Creio que foi Salazar quem disse que os progressos da civilização iriam reduzir as liberdades do ser humano e, concomitantemente, aumentar a capacidade do Estado controlar e vigiar os seus cidadãos. É o que parece estar acontecer na livre Inglaterra, admirável democracia. Um relatório produzido pela Privacy International, organização não governamental, informa que existem em todo o Reino Unido 4,2 milhões de câmaras de vigilância, uma câmara para cada catorze pessoas!

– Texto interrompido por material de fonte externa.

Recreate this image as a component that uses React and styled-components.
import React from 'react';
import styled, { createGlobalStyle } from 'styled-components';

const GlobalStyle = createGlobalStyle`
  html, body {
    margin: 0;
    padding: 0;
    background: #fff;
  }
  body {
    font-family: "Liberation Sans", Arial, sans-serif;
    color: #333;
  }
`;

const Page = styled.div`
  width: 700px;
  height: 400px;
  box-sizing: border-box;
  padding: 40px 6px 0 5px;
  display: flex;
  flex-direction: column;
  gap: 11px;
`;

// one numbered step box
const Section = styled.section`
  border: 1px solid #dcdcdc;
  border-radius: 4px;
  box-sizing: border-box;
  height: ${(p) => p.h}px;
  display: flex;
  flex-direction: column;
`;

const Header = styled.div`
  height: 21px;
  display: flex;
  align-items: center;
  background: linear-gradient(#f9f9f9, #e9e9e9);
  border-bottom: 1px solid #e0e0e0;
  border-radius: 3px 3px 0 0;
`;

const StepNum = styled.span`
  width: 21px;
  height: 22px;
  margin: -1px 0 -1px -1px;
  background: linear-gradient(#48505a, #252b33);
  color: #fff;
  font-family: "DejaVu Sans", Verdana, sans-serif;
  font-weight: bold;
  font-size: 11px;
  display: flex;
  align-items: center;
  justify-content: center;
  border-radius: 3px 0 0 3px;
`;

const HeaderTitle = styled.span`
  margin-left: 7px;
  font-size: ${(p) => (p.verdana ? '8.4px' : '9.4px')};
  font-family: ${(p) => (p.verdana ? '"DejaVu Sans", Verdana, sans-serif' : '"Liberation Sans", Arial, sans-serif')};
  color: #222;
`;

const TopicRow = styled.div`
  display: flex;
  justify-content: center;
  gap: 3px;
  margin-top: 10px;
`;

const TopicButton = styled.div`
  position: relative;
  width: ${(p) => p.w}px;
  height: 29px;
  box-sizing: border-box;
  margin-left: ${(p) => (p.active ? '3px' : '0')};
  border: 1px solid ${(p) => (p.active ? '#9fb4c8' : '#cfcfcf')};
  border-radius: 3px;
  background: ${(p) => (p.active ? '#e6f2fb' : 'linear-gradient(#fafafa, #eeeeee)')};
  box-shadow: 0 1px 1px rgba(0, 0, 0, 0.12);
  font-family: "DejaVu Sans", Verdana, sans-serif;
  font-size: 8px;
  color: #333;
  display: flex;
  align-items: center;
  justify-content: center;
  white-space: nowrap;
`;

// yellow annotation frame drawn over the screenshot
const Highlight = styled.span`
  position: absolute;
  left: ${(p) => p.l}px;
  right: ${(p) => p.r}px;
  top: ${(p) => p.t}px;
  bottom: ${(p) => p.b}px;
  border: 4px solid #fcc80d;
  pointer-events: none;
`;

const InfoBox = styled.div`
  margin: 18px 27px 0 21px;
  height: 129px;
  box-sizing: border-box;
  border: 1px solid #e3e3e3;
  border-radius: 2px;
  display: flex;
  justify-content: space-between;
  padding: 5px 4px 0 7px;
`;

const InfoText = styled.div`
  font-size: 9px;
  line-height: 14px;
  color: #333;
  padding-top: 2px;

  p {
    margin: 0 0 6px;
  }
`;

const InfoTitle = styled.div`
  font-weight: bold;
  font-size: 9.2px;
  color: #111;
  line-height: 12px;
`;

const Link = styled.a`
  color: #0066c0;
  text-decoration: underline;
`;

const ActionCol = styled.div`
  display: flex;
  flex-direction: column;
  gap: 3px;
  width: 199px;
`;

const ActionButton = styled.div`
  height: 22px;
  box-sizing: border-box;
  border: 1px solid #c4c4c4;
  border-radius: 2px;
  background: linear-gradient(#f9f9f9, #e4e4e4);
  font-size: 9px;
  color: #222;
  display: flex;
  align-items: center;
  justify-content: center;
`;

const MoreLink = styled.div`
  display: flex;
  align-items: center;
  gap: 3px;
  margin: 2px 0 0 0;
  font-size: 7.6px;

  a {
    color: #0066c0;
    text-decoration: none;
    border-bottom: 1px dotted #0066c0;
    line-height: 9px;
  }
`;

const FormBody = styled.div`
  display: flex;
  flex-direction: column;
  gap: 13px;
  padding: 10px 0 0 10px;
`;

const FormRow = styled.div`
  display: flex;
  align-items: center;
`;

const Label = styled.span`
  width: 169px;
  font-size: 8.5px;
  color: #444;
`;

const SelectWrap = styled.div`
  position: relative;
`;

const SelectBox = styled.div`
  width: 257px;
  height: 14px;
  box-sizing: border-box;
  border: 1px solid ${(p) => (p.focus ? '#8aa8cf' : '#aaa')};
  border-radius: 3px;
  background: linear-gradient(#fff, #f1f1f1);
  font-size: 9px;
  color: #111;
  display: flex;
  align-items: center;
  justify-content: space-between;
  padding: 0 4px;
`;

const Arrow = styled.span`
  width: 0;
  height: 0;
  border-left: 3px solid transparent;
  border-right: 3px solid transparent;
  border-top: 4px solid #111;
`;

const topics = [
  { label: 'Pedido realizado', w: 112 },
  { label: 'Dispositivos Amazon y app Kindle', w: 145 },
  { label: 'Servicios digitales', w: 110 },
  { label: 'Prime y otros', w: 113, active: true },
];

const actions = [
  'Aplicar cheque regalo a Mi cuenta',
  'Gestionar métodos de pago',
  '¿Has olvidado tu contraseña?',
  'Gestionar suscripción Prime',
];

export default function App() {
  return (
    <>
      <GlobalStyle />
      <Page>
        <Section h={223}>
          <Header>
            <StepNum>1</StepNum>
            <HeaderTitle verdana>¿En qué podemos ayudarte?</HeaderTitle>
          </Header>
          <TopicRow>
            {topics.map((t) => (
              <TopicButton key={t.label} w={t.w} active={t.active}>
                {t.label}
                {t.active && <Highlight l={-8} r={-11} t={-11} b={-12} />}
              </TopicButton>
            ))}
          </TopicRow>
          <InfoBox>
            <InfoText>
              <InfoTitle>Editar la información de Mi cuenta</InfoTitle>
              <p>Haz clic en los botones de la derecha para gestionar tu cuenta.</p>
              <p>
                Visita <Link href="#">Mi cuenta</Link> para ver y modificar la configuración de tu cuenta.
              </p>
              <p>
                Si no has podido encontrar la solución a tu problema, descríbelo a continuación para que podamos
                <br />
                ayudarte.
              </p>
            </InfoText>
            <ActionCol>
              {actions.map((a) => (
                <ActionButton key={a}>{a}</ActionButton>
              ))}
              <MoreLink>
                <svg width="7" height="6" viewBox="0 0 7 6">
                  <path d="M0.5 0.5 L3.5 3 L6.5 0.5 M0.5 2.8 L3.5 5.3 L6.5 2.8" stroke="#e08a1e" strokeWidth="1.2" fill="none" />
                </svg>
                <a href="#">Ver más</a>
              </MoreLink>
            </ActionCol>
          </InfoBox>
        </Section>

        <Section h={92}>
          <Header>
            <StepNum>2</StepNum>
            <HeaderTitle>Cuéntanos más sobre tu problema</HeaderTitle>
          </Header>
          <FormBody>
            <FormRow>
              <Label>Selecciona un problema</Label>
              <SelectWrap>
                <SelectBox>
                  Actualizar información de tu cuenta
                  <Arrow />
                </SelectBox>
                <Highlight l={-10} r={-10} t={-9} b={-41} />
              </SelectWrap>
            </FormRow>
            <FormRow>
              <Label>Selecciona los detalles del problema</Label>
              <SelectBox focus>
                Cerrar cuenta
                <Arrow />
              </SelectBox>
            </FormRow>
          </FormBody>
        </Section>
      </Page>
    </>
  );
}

Pois é. Temos variado menu eleitoral, temos disponíveis carradas de jornais, revistas e livros, temos a possibilidade de organizar inconsequentes manifestações, temos acesso fácil à ilimitada informação que circula na internet, temos autorização para fomentar greves, para criar associações que defendem as topeiras, para dormimos com quem conseguirmos, para fazer televisão que caricaturiza os que mandam. Temos tudo o que é tido por essencial para protestar e para satisfazer os nossos gostos. E o Estado, que consagrou e que está incumbido de defender todos estes direitos, tem um gigantesco arsenal tecnológico e jurídico que lhe permite saber que estradas percorremos, que marcas de roupa usamos, quanto poupamos, o que comemos e o que lemos, com quem falamos ao telefone.
Como se sabe insubstituível, como é o supremo gestor da sociedade, o sacaninha Estado esmera-se na ambivalência. E diz-nos, comam as cenouras, mas nunca se esqueçam que tenho o cacete; diz-nos gozem as liberdades do mercado, mas não se julguem mais fortes ou mais espertos que eu.